Has the Polish puzzle been solved? Hardly. I’m Irish-Anglo by ethnicity. There is no ethnic recognition there. Also, I’ve never lived in an area of the U.S. settled by Polish people. The Polish people in my life have been uniquely pugnacious, though, even if the priest is really just out of his depth culturally (he has no idea how American dioceses operate, let alone the minutae of American Protestant denominations — like, really, don’t you get that a community church is Baptist? No, he does not.) And a person of my pugnacious and contrarian spirit needed the big guns to turn my heart. So God provided Poles.

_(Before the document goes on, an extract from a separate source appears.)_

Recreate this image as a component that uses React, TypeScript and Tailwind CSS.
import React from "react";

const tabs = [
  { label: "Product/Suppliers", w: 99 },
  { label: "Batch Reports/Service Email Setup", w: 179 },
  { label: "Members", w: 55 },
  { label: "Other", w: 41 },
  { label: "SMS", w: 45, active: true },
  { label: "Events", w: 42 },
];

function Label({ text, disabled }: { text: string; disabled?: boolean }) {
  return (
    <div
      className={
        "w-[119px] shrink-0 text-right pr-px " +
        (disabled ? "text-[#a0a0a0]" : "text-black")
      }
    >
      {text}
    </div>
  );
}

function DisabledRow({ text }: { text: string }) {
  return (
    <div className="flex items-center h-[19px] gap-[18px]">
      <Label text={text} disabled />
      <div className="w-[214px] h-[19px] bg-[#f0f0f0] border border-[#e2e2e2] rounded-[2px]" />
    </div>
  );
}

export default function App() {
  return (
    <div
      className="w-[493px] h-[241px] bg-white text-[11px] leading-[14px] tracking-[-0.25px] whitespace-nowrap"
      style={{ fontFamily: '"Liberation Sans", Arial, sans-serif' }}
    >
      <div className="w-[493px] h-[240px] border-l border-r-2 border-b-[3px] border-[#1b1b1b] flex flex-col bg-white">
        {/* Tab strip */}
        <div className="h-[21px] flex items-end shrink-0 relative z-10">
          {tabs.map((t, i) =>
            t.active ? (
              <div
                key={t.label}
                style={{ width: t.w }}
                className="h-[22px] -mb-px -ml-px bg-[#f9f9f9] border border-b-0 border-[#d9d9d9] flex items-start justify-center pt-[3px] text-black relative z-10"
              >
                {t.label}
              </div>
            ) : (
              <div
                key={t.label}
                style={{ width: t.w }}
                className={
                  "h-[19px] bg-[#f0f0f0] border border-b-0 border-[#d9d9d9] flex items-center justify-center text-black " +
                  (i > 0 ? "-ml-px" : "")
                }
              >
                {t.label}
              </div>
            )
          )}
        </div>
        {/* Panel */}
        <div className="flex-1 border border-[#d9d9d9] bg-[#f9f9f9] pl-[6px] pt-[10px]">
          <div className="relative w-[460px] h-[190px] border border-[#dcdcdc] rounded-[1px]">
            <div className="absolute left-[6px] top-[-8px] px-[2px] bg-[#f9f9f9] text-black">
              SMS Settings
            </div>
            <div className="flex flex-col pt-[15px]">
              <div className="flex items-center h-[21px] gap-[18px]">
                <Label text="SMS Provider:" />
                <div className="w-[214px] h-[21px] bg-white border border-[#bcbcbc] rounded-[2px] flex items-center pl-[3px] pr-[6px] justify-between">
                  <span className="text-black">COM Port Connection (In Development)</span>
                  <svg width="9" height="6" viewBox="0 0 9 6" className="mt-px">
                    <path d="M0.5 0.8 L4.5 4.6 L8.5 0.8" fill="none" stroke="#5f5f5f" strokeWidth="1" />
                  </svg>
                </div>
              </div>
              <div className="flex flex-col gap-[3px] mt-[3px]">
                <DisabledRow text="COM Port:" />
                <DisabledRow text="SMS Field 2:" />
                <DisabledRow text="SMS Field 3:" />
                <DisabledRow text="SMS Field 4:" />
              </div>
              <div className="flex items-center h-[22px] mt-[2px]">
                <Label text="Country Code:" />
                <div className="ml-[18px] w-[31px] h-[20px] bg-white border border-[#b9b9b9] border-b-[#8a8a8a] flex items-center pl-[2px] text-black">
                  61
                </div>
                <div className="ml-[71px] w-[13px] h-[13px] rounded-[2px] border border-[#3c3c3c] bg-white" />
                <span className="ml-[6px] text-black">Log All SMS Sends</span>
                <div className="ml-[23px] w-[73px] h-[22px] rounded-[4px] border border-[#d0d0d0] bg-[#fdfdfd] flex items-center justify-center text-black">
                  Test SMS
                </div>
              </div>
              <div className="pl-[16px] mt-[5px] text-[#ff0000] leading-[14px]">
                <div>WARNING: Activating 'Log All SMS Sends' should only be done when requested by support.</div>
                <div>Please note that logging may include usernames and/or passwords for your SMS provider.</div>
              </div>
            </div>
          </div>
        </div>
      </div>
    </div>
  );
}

I wrote this post when we went out walking in the blowing snow (we always do) and ended up drinking a bottle of red at the winery. It occurred to me you might wonder what that prophecy was. It was made publically, after all. Here are the main points: I would follow God all my days, and God would eventually take me into the wilderness to preach the gospel to those who were lost and hurting. As with the first Polish youth pastor, I could not appreciate that as I can now. My young mind and ego were, well…focused on other things. Like winning arguments and being as cruel as possible to all-knowing jocks.